This node creates and initializes a SOP particle fluid domain.
The Particle Separation parameter controls the domain’s resolution, but also the number of particles and voxels, and the resolution of collision objects.
Boundary
FLIP boundary
Creates a surface or density VDB for sourcing or deleting SOP FLIP fluid particles.
The FLIP Boundary SOP converts its input geometry into a volume that can be used to control simulations. It’s also possible to directly connect a volume. You can also combine multiple objects through a Merge SOP to get more complex shapes.
The FLIP Boundary node provides two modes: Source and Sink
Solver
FLIP solver
Evolves an object as a FLIP fluid object inside a SOP network.
A FLIP solver is a type of hybrid between a particle based and volume based fluid simulations. All fluid data is stored in the particles and only particles need to persist frame to frame, ensuring no unwanted mixing or loss of fluid can occur. However, the pressure projection step is done on a volume that is created just in time.
The fluid is represented by particles with their pscale, and can be moved around with POP and DOP forces.
Parameters
Setup >
General >
Time Scale
Simulation >
Sub Steps
Cache Memory
Fluid Behaviour >
Velocity Transfer
APIC Swirly (Better for smaller sims)
Air Incompressibility
The divergence free constraint will now also be applied to the air volume. This will prevent air volumes from collapsing and create rising bubbles. This is useful for capturing realistic air-liquid interaction like a glugging watercooler.
Note
This does not work with Pressure Adaptivity.

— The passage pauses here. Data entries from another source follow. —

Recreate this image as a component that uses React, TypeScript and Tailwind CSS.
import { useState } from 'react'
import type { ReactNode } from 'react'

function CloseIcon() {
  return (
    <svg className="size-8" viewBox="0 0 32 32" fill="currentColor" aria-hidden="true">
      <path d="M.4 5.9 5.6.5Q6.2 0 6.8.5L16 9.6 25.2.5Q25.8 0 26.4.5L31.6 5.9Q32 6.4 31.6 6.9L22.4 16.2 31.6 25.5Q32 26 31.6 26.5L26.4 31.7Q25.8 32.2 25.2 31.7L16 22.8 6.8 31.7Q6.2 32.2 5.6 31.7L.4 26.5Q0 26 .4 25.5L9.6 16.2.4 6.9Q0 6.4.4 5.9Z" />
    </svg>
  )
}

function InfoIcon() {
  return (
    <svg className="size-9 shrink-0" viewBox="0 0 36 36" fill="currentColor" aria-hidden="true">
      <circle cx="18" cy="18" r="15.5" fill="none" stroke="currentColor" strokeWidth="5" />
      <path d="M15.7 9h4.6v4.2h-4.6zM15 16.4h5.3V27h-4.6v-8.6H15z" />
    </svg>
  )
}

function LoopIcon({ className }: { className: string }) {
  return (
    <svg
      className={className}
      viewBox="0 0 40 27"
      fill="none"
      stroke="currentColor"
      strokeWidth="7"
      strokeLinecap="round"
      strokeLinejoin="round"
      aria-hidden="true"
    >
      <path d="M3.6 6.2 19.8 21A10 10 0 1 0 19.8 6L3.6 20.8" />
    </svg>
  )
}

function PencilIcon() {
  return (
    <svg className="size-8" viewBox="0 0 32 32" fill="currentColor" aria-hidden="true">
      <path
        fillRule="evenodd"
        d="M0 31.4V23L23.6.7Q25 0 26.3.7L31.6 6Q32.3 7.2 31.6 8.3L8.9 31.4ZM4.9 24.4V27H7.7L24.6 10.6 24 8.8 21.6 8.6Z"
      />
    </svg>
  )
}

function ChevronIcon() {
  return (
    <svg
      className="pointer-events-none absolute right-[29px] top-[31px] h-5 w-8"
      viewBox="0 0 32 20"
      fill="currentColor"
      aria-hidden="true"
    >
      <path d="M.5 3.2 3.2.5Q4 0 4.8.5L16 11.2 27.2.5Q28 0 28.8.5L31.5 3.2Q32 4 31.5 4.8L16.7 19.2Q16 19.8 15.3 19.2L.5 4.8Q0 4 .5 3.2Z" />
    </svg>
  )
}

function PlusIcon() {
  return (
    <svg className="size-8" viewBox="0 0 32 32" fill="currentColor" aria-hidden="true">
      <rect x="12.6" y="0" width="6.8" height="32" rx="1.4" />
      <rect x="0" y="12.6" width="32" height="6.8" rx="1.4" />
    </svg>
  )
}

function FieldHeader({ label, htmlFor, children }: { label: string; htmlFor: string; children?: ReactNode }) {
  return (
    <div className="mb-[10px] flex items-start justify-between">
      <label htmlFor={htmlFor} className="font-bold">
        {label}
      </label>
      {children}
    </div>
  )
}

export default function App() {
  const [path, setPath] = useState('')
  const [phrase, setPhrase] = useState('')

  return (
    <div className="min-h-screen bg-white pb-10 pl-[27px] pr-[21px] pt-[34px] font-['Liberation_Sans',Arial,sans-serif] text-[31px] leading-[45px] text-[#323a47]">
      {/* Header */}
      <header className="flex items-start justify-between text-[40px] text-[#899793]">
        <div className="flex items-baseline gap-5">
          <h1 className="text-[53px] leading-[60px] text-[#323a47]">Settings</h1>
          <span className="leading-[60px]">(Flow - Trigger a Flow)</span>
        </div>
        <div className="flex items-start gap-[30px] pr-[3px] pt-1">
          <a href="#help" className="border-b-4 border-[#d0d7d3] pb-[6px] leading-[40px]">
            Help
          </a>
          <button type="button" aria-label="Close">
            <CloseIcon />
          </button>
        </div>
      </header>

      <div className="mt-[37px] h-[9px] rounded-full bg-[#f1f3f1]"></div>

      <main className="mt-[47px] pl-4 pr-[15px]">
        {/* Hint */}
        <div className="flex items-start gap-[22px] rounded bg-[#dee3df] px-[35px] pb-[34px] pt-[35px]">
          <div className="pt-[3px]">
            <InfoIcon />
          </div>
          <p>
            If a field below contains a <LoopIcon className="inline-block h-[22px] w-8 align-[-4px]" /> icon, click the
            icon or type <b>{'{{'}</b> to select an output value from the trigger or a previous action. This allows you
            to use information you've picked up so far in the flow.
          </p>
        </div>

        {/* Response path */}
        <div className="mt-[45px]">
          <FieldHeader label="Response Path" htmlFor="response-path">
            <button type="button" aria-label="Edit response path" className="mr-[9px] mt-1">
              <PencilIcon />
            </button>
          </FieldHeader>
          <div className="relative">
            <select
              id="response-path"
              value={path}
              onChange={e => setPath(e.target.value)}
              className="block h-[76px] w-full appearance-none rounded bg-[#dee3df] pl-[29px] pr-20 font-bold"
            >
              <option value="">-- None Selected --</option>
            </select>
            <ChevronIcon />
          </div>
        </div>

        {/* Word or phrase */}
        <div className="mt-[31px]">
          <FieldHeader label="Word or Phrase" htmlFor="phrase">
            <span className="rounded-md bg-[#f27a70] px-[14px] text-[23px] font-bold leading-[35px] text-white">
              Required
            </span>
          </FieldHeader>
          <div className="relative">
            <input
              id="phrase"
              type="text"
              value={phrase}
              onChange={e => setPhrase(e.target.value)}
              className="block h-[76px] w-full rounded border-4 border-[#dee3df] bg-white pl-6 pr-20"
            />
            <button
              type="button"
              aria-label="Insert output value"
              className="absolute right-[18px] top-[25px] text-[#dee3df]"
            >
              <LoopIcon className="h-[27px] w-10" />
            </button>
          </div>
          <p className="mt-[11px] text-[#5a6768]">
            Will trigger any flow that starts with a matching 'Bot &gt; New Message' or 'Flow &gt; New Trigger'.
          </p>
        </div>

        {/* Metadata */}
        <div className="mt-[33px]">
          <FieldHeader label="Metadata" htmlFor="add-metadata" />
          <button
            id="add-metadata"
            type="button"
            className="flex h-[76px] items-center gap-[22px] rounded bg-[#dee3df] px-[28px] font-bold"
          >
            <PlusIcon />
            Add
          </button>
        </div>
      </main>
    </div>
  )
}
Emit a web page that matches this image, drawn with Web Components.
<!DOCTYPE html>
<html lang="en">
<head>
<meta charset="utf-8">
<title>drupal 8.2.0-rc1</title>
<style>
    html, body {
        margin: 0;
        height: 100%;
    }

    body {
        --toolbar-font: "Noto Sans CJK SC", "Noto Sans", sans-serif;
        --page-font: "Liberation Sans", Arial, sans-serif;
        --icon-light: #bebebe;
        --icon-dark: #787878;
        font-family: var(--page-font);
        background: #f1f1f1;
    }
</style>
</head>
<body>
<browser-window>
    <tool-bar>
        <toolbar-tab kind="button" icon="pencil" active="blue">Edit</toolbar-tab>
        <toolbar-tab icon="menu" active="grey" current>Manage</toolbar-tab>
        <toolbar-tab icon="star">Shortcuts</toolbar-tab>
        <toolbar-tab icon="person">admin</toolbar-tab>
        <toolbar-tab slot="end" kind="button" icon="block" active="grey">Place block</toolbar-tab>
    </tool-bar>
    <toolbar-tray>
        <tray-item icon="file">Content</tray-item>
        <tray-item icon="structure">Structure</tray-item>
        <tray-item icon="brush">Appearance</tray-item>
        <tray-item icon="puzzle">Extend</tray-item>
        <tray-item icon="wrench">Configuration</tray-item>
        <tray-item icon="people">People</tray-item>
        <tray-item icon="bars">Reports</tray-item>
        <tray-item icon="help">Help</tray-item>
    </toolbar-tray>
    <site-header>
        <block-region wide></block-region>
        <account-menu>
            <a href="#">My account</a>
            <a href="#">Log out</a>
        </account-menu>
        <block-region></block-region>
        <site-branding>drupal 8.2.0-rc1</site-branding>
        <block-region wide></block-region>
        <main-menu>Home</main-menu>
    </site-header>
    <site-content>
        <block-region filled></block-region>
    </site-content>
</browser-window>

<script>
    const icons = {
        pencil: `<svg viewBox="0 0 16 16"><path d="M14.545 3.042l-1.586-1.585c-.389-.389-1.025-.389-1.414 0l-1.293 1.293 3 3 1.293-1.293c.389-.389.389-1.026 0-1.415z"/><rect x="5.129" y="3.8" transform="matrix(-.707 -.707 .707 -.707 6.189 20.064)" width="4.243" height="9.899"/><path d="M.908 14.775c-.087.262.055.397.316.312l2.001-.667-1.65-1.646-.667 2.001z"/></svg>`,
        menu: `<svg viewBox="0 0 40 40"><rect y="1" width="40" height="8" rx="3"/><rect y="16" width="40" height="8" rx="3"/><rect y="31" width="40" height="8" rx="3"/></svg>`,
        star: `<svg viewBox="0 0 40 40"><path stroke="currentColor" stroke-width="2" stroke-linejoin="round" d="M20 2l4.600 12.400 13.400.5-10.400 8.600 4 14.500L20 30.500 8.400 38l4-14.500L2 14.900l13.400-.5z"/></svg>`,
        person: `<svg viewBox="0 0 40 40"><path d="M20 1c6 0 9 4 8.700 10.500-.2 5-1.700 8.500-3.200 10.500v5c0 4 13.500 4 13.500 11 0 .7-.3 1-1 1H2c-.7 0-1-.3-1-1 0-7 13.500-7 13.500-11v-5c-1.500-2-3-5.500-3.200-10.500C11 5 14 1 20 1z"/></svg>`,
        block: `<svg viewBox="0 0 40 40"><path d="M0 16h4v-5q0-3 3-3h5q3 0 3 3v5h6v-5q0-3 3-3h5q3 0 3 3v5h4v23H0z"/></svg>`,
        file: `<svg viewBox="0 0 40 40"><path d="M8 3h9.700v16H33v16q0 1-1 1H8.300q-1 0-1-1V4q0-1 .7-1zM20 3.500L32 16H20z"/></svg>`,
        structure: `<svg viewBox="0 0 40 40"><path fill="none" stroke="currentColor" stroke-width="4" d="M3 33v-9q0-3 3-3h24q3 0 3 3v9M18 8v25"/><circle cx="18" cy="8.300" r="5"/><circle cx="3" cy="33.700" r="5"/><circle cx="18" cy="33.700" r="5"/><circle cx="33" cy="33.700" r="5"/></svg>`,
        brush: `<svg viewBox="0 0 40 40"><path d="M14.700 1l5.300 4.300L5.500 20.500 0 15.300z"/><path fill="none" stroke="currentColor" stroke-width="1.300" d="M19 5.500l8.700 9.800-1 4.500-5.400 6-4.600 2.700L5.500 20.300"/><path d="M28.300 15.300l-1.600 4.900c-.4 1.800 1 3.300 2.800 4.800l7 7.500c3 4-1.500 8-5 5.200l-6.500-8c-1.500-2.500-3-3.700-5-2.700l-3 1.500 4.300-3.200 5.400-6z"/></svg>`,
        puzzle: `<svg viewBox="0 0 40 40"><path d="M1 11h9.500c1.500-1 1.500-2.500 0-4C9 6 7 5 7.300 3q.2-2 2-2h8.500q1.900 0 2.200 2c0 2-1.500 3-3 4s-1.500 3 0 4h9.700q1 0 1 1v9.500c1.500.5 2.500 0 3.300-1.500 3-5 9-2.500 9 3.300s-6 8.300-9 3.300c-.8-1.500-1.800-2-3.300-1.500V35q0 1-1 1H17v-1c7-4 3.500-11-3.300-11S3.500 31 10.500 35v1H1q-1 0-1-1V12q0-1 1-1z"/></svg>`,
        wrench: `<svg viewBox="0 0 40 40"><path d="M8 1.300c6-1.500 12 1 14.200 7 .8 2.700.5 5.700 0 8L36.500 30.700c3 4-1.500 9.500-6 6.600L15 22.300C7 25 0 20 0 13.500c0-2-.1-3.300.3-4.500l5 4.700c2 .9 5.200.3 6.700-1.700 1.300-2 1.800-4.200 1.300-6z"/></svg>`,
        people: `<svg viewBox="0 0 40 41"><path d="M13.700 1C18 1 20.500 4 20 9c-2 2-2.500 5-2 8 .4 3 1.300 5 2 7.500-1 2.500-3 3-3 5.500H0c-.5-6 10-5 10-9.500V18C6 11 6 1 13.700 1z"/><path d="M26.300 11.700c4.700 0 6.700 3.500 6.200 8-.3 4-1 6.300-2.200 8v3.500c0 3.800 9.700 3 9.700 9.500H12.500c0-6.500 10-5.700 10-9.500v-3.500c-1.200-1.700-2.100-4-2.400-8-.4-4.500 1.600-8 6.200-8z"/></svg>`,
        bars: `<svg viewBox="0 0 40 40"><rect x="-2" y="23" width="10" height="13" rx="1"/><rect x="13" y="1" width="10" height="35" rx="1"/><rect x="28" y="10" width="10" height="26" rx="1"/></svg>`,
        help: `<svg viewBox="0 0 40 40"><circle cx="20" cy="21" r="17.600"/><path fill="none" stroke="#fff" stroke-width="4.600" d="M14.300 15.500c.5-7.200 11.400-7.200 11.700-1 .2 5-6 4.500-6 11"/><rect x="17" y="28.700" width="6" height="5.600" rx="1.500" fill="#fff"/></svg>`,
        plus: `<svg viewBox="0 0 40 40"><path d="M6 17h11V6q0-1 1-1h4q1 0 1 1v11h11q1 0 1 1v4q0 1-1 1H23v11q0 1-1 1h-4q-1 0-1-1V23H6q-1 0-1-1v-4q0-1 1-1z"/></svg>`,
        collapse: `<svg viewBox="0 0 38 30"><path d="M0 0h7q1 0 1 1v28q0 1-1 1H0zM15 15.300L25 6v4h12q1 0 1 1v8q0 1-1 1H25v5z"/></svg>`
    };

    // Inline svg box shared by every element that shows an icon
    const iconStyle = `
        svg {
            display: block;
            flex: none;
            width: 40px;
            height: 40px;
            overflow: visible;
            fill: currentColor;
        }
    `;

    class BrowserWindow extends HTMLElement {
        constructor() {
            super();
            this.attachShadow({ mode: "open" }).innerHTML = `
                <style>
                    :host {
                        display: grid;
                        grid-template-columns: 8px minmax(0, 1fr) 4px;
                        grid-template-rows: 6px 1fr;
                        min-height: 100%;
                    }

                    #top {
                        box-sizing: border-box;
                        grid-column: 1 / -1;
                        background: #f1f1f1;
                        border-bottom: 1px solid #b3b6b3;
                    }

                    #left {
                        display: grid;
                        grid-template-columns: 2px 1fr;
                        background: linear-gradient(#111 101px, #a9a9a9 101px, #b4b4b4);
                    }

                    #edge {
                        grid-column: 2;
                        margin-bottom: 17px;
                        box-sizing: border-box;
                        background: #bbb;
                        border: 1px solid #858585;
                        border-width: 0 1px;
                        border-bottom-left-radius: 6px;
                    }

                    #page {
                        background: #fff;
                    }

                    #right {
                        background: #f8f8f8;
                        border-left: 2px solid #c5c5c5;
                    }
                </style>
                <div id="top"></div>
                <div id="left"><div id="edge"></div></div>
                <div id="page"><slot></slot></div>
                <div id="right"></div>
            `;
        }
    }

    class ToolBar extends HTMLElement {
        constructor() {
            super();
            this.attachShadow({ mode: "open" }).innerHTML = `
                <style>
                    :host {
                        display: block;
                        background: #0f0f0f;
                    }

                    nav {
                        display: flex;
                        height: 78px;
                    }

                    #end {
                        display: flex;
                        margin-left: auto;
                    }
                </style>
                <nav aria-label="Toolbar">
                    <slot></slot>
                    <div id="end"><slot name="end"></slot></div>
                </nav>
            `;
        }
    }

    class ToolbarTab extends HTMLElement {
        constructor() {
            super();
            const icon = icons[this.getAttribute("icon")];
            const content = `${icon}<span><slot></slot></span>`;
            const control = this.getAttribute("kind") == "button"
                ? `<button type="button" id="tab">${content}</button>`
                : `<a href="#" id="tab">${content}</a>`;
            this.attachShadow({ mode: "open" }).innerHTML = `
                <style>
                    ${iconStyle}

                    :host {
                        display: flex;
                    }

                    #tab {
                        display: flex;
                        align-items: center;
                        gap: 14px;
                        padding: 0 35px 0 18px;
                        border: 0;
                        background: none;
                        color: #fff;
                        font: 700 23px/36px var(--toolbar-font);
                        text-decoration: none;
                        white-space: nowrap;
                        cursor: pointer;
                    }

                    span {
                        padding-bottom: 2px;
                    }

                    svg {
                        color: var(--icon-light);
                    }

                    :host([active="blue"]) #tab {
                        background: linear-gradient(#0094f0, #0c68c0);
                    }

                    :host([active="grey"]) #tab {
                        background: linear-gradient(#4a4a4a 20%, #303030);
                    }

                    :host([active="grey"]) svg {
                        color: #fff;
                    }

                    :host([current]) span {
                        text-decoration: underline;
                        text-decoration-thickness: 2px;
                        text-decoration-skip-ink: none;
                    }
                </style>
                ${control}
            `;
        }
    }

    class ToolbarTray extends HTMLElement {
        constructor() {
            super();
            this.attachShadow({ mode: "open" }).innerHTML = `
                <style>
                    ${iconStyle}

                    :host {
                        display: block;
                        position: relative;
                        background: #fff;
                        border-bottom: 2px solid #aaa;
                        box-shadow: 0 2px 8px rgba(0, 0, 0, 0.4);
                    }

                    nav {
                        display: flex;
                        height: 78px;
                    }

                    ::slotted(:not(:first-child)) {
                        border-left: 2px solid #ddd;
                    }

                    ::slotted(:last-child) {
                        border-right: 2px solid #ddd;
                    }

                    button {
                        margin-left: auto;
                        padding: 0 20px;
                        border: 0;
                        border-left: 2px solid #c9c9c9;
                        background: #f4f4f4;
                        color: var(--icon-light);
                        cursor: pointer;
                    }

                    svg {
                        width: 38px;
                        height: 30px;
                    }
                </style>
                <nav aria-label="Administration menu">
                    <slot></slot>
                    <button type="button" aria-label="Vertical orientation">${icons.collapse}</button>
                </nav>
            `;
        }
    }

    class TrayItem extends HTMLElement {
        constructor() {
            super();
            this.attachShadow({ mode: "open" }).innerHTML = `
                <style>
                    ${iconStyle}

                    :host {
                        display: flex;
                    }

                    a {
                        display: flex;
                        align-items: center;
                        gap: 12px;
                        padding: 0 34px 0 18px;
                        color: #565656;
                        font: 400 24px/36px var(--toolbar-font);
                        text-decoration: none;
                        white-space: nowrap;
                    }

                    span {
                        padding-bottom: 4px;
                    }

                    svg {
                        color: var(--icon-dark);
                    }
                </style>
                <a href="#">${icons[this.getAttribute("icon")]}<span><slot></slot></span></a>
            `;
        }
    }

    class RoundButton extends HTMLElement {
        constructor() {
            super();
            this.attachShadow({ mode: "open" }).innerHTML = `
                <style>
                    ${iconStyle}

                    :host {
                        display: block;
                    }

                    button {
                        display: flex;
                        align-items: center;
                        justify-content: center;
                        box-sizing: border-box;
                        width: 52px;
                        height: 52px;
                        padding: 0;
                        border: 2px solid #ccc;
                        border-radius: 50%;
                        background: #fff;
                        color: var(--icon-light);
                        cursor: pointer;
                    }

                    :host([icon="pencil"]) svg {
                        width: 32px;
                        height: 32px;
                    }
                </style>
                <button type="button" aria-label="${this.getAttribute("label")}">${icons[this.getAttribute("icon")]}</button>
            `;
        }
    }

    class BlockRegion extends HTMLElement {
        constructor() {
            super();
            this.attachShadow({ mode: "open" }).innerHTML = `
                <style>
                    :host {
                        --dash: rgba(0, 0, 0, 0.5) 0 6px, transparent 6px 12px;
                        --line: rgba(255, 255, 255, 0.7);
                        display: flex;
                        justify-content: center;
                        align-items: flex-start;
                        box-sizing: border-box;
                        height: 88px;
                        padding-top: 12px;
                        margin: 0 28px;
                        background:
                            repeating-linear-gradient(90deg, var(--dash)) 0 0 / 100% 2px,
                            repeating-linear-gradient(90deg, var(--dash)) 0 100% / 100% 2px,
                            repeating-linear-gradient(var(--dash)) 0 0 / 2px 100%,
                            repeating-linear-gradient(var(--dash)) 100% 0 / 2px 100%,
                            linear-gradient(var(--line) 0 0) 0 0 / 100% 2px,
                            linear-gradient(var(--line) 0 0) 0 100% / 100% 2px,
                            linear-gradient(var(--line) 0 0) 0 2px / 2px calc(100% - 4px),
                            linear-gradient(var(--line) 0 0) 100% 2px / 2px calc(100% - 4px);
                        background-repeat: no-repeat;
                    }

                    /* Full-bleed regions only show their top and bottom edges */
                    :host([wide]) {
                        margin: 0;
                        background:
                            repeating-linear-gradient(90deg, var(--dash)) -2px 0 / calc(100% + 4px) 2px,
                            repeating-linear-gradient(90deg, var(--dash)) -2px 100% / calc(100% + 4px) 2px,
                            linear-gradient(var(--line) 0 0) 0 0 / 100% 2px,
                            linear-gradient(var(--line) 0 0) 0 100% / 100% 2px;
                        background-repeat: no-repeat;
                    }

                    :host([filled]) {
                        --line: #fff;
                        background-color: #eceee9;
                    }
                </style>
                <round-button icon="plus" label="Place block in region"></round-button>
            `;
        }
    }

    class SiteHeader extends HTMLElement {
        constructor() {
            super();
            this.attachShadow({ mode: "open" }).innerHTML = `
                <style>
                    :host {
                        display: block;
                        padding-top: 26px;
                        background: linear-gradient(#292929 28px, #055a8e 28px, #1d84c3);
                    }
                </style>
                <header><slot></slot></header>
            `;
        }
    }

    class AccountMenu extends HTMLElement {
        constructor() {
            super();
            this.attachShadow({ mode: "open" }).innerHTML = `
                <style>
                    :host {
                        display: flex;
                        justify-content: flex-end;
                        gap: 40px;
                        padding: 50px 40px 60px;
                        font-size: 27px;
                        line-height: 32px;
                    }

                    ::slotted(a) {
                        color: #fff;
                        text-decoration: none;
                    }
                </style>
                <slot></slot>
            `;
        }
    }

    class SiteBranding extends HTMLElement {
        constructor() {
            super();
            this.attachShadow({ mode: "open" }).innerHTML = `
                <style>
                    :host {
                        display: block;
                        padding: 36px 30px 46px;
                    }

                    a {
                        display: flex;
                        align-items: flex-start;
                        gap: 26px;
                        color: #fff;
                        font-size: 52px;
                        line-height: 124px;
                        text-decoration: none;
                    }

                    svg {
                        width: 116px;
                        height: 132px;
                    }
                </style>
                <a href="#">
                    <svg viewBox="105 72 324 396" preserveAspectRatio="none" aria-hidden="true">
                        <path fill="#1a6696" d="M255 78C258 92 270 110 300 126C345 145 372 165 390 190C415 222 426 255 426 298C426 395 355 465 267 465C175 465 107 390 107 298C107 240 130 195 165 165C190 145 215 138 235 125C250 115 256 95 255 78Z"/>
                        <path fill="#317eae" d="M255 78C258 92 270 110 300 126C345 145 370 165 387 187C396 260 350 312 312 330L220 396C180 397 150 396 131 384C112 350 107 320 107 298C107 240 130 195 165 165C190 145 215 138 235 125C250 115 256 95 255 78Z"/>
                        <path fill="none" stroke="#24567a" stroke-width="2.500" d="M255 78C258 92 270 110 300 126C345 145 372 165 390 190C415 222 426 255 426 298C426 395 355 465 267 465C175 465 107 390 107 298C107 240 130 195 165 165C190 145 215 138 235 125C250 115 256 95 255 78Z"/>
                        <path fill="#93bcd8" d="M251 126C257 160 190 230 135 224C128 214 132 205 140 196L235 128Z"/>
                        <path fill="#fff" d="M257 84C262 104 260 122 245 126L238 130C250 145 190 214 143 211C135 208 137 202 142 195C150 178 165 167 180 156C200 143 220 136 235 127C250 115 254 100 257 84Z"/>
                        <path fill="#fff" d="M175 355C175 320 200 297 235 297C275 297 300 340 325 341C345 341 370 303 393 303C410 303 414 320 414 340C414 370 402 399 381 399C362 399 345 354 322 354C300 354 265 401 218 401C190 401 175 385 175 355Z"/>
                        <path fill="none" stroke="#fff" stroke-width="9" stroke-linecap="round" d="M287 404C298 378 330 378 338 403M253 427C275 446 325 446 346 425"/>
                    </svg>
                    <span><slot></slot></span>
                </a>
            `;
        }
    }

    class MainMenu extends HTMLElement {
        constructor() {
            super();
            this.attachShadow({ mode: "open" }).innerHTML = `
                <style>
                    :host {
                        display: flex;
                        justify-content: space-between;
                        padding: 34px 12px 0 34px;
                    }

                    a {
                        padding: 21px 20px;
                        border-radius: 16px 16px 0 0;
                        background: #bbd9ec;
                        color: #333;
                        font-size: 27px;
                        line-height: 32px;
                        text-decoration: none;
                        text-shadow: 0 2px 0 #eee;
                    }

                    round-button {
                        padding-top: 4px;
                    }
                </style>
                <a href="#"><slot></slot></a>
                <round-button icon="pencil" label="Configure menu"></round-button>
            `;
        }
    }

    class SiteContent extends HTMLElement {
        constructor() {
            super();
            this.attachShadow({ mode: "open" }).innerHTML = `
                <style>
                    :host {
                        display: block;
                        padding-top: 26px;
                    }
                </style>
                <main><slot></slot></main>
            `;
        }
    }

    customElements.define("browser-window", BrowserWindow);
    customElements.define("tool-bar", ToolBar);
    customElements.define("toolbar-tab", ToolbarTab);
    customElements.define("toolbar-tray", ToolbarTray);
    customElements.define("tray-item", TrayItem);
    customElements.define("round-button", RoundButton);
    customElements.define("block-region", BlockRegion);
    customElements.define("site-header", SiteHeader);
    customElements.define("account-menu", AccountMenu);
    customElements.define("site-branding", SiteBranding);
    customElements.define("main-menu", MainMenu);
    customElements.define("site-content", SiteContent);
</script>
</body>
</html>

Enforce Pareticle Separtion
Despite the velocity projection stage, particles can end up closer together than their pscale attribute. When this happens, internal forces can’t separate the particles because the velocity projection will remove those forces. This results in the fluid compressing over time.
Reseeding
Create new particles in voxels where the particle count has dropped too low to properly represent the fluid surface, and delete particles in voxels that have become too crowded. Reseeding can help avoid collapsing pockets of air forming in the fluid near collisions, as well as provide a smoother surface from which to generate a polygonal mesh.
Note
If you want to turn of reseeding (Fluid Behaviour) you first need to disable Advanced > Solving > Enable Particle Narrow Band
ID
If reseeding is disabled we can better make use of the particle id since particles will not be added/removed.